Lamentablemente, la cultura en que vivimos se ocupa más del concepto que tenemos de la belleza, que lo que estamos dispuestos a admitir. Baños con arena volcánica, tratamientos faciales a base de pepinos, propaganda melosa en cuanto a proteínas de ginseng que queman la grasa y aumentan la capacidad cerebral, sabemos que estos artificios no funcionan, pero los consumimos más deprisa que el tiempo que les toma a los maestros de la publicidad inventarlos.
La seducción de la presión social para que nos conformemos a un patrón “universal” de belleza es tan poderosa, que puede parecer imposible resistirla. Vivimos en un mundo que cada vez más juzga a las personas por su apariencia exterior, pero tenemos que luchar contra eso. La pregunta es: ¿cómo?
Cristo vino a la tierra para redimirnos del sufrimiento de nuestro pecado, y solamente su amor es el antídoto contra el menoscabado concepto que tenemos de nuestro propio yo. Él nos ofrece una vía de regreso al Paraíso que perdimos. Pero el camino a la sanidad es a veces difícil y doloroso: para encontrar nuestra identidad en Cristo, tenemos que deshacernos de la identidad que tenemos ahora, para salvar nuestra vida, tenemos que perderla.
La exhortación de Proverbios 6:25: “No codicies su hermosura en tu corazón, ni te prenda con sus ojos”, puede aplicarse también a los hombres. Cuando las mujeres se dejan cautivar por la búsqueda de la belleza, se vuelven también unas prisioneras. El deseo por la aceptación humana imita tanto a nuestro anhelo por Dios, que difícilmente podemos ver la diferencia.
Recuerdo muy bien mi propia lucha en esta área. Después que me gradué de la universidad, fui a vivir con una comunidad de puritanos que me enseñaron cómo conducirme de acuerdo con la Palabra de Dios. Cuando conocí la mujer que estaba a cargo de mi dormitorio, me asombró saber que tenía hijos pequeños.
Tenía un cabello canoso natural, peinado en forma de moño en la parte posterior de su cuello. Su pálido rostro no tenía maquillaje ni zarcillos. Por la forma tan humilde que vestía y por su aspecto, la consideraba una mujer mucho mayor de edad. Pero a medida que transcurría el tiempo, le fui tomando cariño. Su espíritu optimista era invencible, y su entusiasmo sin límites. A medida que se me desvanecía el frenético mundo del cual yo venía y mi percepción se hacía más aguda, comencé a detectar fervor en su sonrisa, confianza en su voz y misericordia en sus oraciones.

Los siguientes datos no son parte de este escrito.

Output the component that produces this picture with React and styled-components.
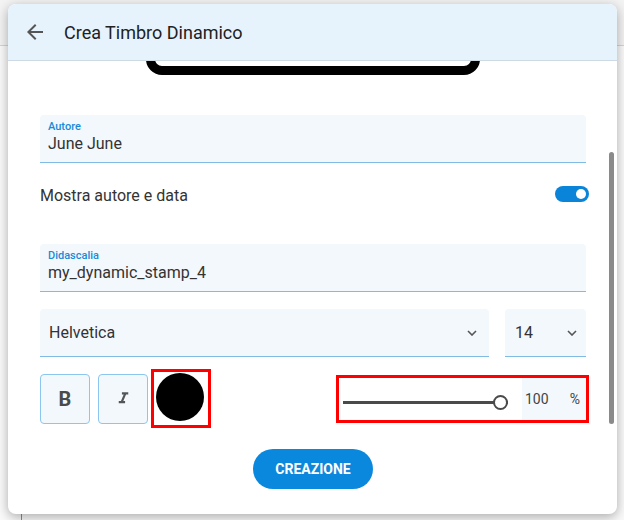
import React, { useLayoutEffect, useRef } from 'react';
import styled, { createGlobalStyle } from 'styled-components';

const GlobalStyle = createGlobalStyle`
  body {
    margin: 0;
    font-family: Roboto, "Liberation Sans", sans-serif;
    background: #fafafa;
  }
  * { box-sizing: border-box; }
`;

const Backdrop = styled.div`
  position: relative;
  width: 624px;
  height: 520px;
  overflow: hidden;
  background: #fafafa;
`;

const PageBar = styled.div`
  height: 46px;
  background: #f3f3f3;
  border-bottom: 1px solid #d4d4d4;
`;

const PageRail = styled.div`
  width: 22px;
  height: 474px;
  border-right: 1px solid #8c8c8c;
`;

const Dialog = styled.div`
  position: absolute;
  top: 4px;
  left: 8px;
  width: 609px;
  height: 510px;
  background: #fff;
  border-radius: 8px;
  box-shadow: 0 3px 12px rgba(0, 0, 0, 0.32);
  overflow: hidden;
  display: flex;
  flex-direction: column;
`;

const Header = styled.div`
  height: 57px;
  flex-shrink: 0;
  display: flex;
  align-items: center;
  gap: 17px;
  padding-left: 15px;
  background: #e6f3fd;
  border-bottom: 1px solid #cdd9e4;
`;

const Title = styled.h1`
  margin: 0;
  font-size: 18px;
  font-weight: 400;
  color: #212121;
`;

const Body = styled.div`
  flex: 1;
  overflow: hidden;
  padding: 0 31px 175px 32px;
`;

const ScrollThumb = styled.div`
  position: absolute;
  right: 3px;
  top: 148px;
  width: 5px;
  height: 272px;
  border-radius: 3px;
  background: #8a8a8a;
`;

const PreviewWrap = styled.div`
  padding-top: 16px;
  display: flex;
  justify-content: center;
`;

const StampBox = styled.div`
  width: 334px;
  height: 149px;
  border: 9px solid #000;
  border-radius: 16px;
`;

const Field = styled.div`
  margin-top: ${p => p.$top}px;
  height: 48px;
  padding: 5px 8px 0;
  background: #f3f8fc;
  border-bottom: 1px solid #7fbbe3;
  border-radius: 4px 4px 0 0;
`;

const FieldLabel = styled.div`
  font-size: 11px;
  line-height: 13px;
  font-weight: 500;
  color: #1a8ad8;
`;

const FieldValue = styled.div`
  margin-top: 1px;
  font-size: 16px;
  line-height: 19px;
  color: #333;
`;

const ToggleRow = styled.div`
  margin-top: 16px;
  height: 32px;
  display: flex;
  align-items: center;
  justify-content: space-between;
  font-size: 16px;
  color: #333;
`;

const Toggle = styled.div`
  width: 34px;
  height: 16px;
  margin: -3px -3px 0 0;
  border-radius: 8px;
  background: #0a84d8;
  display: flex;
  align-items: center;
  justify-content: flex-end;
  padding-right: 3px;
`;

const Knob = styled.div`
  width: 10px;
  height: 10px;
  border-radius: 50%;
  background: #fff;
`;

const SelectRow = styled.div`
  margin-top: 17px;
  display: flex;
  gap: 16px;
`;

const Select = styled.div`
  flex: ${p => (p.$grow ? 1 : 'none')};
  width: ${p => (p.$grow ? 'auto' : '81px')};
  height: 48px;
  display: flex;
  align-items: center;
  justify-content: space-between;
  padding: 0 ${p => (p.$grow ? 12 : 9)}px 0 ${p => (p.$grow ? 9 : 10)}px;
  background: #f3f8fc;
  border-bottom: 1px solid #7fbbe3;
  border-radius: 4px 4px 0 0;
  font-size: 16px;
  color: #333;
`;

const FormatRow = styled.div`
  margin-top: 12px;
  height: 59px;
  display: flex;
  align-items: center;
`;

const FormatGroup = styled.div`
  display: flex;
  gap: 8px;
`;

const FormatButton = styled.button`
  width: 50px;
  height: 50px;
  padding: 0;
  display: flex;
  align-items: center;
  justify-content: center;
  background: #f3f8fc;
  border: 1px solid #8cc6ee;
  border-radius: 4px;
  font-family: Roboto, "Liberation Sans", sans-serif;
  font-size: 20px;
  font-weight: 700;
  color: #4a4a4a;
`;

const Swatch = styled.div`
  margin-left: 3px;
  width: 60px;
  height: 59px;
  border: 3px solid #f00;
  padding: 1px 0 0 2px;
`;

const Dot = styled.div`
  width: 48px;
  height: 48px;
  border-radius: 50%;
  background: ${p => p.$color};
`;

const SliderBox = styled.div`
  margin-left: auto;
  margin-right: -3px;
  width: 253px;
  height: 48px;
  border: 3px solid #f00;
  display: flex;
  align-items: center;
`;

const SliderArea = styled.div`
  flex: 1;
  padding: 0 14px 0 4px;
`;

const Track = styled.div`
  position: relative;
  margin-top: 8px;
  height: 3px;
  background: #4a4a4a;
`;

const Thumb = styled.div`
  position: absolute;
  right: 0;
  top: -6px;
  width: 15px;
  height: 15px;
  border-radius: 50%;
  background: #fff;
  border: 2px solid #4a4a4a;
`;

const Percent = styled.div`
  width: 64px;
  height: 100%;
  display: flex;
  align-items: center;
  justify-content: space-between;
  padding: 0 6px 0 3px;
  background: #f3f8fc;
  font-size: 14px;
  color: #444;
`;

const Actions = styled.div`
  margin-top: 21px;
  display: flex;
  justify-content: center;
`;

const CreateButton = styled.button`
  width: 120px;
  height: 40px;
  border: none;
  border-radius: 20px;
  background: #0a88de;
  color: #fff;
  font-family: Roboto, "Liberation Sans", sans-serif;
  font-size: 14px;
  font-weight: 700;
`;

const Chevron = () => (
  <svg width="10" height="6" viewBox="0 0 10 6">
    <polyline points="1,1 5,5 9,1" fill="none" stroke="#555" strokeWidth="1.6" />
  </svg>
);

const ARROW_BACK = 'M20 11H7.83l5.59-5.59L12 4l-8 8 8 8 1.41-1.41L7.83 13H20v-2z';
const ITALIC = 'M10 4v3h2.21l-3.42 8H6v3h8v-3h-2.21l3.42-8H18V4z';

export default function App() {
  const bodyRef = useRef(null);

  useLayoutEffect(() => {
    if (bodyRef.current) bodyRef.current.scrollTop = 151;
  }, []);

  return (
    <Backdrop>
      <GlobalStyle />
      <PageBar />
      <PageRail />
      <Dialog>
        <Header>
          <svg width="24" height="24" viewBox="0 0 24 24">
            <path d={ARROW_BACK} fill="#555" />
          </svg>
          <Title>Crea Timbro Dinamico</Title>
        </Header>
        <Body ref={bodyRef}>
          <PreviewWrap>
            <StampBox />
          </PreviewWrap>

          <Field $top={40}>
            <FieldLabel>Autore</FieldLabel>
            <FieldValue>June June</FieldValue>
          </Field>

          <ToggleRow>
            <span>Mostra autore e data</span>
            <Toggle><Knob /></Toggle>
          </ToggleRow>

          <Field $top={33}>
            <FieldLabel>Didascalia</FieldLabel>
            <FieldValue>my_dynamic_stamp_4</FieldValue>
          </Field>

          <SelectRow>
            <Select $grow>
              <span>Helvetica</span>
              <Chevron />
            </Select>
            <Select>
              <span>14</span>
              <Chevron />
            </Select>
          </SelectRow>

          <FormatRow>
            <FormatGroup>
              <FormatButton>B</FormatButton>
              <FormatButton>
                <svg width="19" height="19" viewBox="0 0 24 24">
                  <path d={ITALIC} fill="#555" />
                </svg>
              </FormatButton>
            </FormatGroup>
            <Swatch><Dot $color="#000" /></Swatch>
            <SliderBox>
              <SliderArea>
                <Track><Thumb /></Track>
              </SliderArea>
              <Percent>
                <span>100</span>
                <span>%</span>
              </Percent>
            </SliderBox>
          </FormatRow>

          <Actions>
            <CreateButton>CREAZIONE</CreateButton>
          </Actions>
        </Body>
        <ScrollThumb />
      </Dialog>
    </Backdrop>
  );
}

Entonces comencé a pensar en ella como una de las mujeres más bellas que yo había conocido en toda mi vida, y poco a poco comencé también a verme a mí misma de esa manera.
Usaba cosméticos cada vez menos, prescindí de la mayoría de mis joyas, y pensaba poco en mi aspecto físico. Una noche, antes de cenar, me vi en el espejo. Mi rostro se había vuelto sencillo y corriente. Sin la atención puesta en un peinado vistoso, pude ver la expresión de mis ojos. Me quedé ahí durante unos momentos más, dejando que la realidad del inagotable amor de Dios invadiera mi alma. Por primera vez en mi vida, me gustó el rostro que vi en el espejo. Y por primera vez di gracias a Dios por eso.